» **TASK BRIEF**
Scan the entries below and extract each line with the word "page" in it.

** start DATA FOR PROCESSING **

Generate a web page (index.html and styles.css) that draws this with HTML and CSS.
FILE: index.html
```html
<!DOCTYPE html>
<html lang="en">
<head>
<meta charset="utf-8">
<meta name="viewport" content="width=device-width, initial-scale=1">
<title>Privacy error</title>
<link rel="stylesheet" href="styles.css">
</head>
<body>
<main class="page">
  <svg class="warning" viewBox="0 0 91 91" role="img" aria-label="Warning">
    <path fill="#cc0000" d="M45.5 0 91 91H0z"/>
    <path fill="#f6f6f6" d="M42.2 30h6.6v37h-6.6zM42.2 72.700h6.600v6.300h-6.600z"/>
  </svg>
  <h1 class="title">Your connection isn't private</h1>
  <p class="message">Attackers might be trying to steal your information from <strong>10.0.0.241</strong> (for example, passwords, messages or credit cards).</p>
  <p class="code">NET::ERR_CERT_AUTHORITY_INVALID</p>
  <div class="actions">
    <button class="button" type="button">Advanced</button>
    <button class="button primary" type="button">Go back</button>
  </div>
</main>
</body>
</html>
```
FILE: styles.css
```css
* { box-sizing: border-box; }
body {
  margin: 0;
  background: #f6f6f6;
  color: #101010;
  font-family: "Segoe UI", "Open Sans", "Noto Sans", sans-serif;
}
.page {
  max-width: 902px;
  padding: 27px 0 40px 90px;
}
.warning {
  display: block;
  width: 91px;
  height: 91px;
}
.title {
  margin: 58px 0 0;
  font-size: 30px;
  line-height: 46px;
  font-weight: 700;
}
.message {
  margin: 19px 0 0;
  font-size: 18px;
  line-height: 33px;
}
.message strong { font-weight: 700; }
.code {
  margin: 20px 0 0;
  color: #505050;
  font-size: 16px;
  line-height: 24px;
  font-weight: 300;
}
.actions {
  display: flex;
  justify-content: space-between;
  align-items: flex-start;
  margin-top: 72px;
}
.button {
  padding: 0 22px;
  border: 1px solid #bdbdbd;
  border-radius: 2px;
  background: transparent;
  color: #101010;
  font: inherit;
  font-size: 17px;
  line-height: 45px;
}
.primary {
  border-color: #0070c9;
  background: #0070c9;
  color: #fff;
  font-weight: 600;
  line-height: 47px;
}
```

** end DATA FOR PROCESSING **
** start DATA FOR PROCESSING **

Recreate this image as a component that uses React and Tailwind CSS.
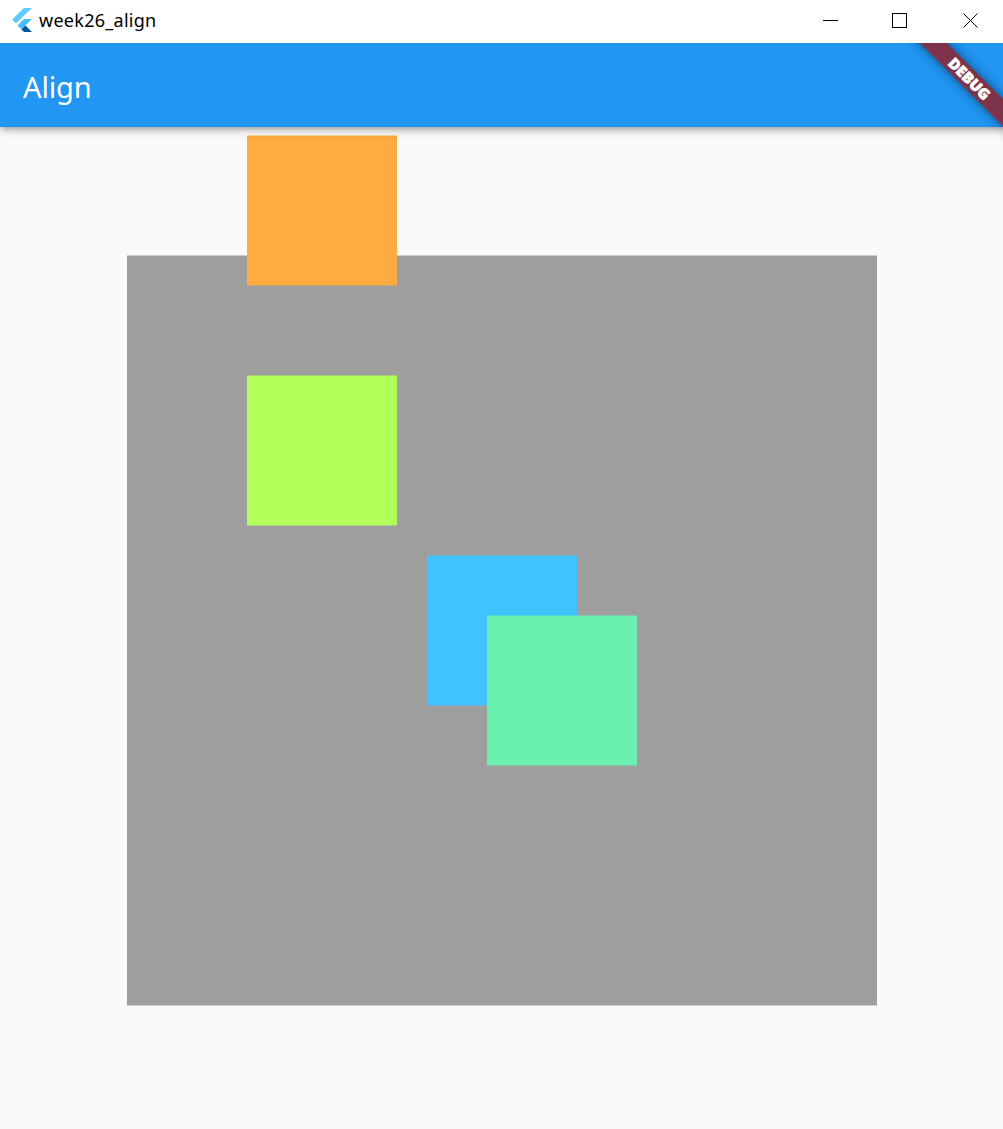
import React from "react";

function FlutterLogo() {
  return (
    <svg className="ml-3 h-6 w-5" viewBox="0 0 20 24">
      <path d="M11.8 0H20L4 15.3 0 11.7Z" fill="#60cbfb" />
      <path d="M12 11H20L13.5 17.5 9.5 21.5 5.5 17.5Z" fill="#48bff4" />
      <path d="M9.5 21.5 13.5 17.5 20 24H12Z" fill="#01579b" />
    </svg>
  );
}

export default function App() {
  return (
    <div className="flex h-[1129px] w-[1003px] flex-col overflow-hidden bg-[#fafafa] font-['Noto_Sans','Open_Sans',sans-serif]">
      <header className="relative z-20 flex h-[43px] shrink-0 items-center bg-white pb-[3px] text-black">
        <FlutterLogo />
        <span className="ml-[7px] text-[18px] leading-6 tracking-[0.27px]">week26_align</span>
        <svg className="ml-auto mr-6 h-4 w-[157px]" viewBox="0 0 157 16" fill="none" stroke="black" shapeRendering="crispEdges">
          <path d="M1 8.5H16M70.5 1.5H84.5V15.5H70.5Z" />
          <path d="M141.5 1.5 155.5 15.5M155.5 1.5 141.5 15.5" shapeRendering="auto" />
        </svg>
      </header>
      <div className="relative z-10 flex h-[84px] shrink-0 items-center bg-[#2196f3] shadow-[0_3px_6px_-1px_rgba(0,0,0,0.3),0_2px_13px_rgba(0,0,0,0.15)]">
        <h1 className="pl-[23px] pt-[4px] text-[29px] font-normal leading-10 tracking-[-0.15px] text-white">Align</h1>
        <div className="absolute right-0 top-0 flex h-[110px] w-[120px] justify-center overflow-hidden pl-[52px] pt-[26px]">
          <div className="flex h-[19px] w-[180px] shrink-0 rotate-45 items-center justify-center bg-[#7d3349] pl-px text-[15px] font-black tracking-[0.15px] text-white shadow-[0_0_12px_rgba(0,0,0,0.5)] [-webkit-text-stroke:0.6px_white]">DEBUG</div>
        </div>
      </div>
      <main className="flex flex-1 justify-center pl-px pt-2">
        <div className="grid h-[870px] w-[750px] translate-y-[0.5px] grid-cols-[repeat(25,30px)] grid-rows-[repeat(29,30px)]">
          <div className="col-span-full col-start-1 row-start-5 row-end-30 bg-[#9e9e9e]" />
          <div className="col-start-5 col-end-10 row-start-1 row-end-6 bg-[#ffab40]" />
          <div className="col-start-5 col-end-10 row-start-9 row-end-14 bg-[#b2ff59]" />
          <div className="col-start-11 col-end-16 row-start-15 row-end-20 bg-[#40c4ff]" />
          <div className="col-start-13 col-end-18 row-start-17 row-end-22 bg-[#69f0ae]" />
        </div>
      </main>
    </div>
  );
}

** end DATA FOR PROCESSING **

» **TASK SOLUTION**
Generate a web page (index.html and styles.css) that draws this with HTML and CSS.
<main class="page">
.page {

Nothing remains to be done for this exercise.